The intolerance of liberalism is exposed. Liberals claim to love liberty, but the only liberty they love is their own. Words are wrenched from what they have meant for many centuries, frog-marched to suit the aims of proselytisers determined to reshape the world into their own secular image. This is what lies behind the deliberately engineered quarrel over marriage. For thousands of years, long preceding the Christian era, marriage was accepted and established in all cultures all over the world as a relationship between man as husband and woman as wife. It is rooted in both nature and human nature. It came before civil society—it came first because without this all-important, indispensible building block, society itself could not exist or endure.

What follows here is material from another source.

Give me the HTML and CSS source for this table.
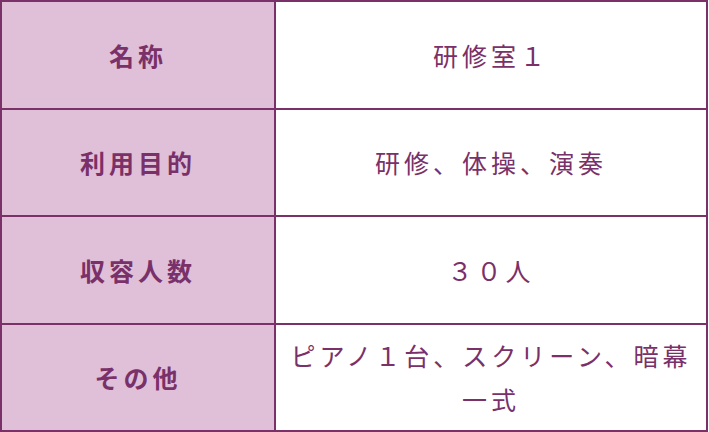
FILE: index.html
```html
<!DOCTYPE html>
<html lang="ja">
<head>
<meta charset="utf-8">
<link rel="stylesheet" href="styles.css">
</head>
<body>
<table class="info">
  <tbody>
    <tr class="row">
      <th class="label">名称</th>
      <td class="value">研修室１</td>
    </tr>
    <tr class="row">
      <th class="label">利用目的</th>
      <td class="value">研修、体操、演奏</td>
    </tr>
    <tr class="row">
      <th class="label">収容人数</th>
      <td class="value">３０人</td>
    </tr>
    <tr class="row">
      <th class="label">その他</th>
      <td class="value">ピアノ１台、スクリーン、暗幕一式</td>
    </tr>
  </tbody>
</table>
</body>
</html>
```

FILE: styles.css
```css
html, body {
  margin: 0;
  padding: 0;
  background: #ffffff;
}

.info {
  border-collapse: collapse;
  width: 708px;
  font-family: "Noto Sans CJK JP", "Noto Sans", sans-serif;
  font-size: 25px;
  line-height: 44px;
  letter-spacing: 4px;
  color: #7a3068;
}

.row {
  height: 107.5px;
}

.info th,
.info td {
  border: 2px solid #7a3068;
  text-align: center;
  vertical-align: middle;
  padding: 0 8px;
}

.label {
  width: 256px;
  background: #dfc0d8;
  font-weight: 700;
}

.value {
  background: #ffffff;
  font-weight: 400;
}
```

The Catholic Church did not invent marriage; it found it existing as something natural and good, and sanctified it, raising it to a sacrament and a source of grace. The proposed new legislation seeks to challenge and usurp nature in favour of political correctness, redefining the word to placate the wishes of a minority it aims to gratify. But words, as Doctor Johnson—himself a great master of words—said, are the daughters of earth while things are the sons of heaven; or, as Burns put it, facts are chiels that winna ding. Changing the meaning of words will not change the nature of reality. China calls itself a people’s democracy and Hitler redefined Jews as vermin, but the rest of the world thinks otherwise. You can deny the law of gravity if you choose, but you will still fall to the ground if you step off the top of a building. Language should try to reflect reality, not try to browbeat it. For, in the end, whatever we may propose, reality will prevail and any mistaken attempt to bully it into obliging our predilections will surely end in disaster.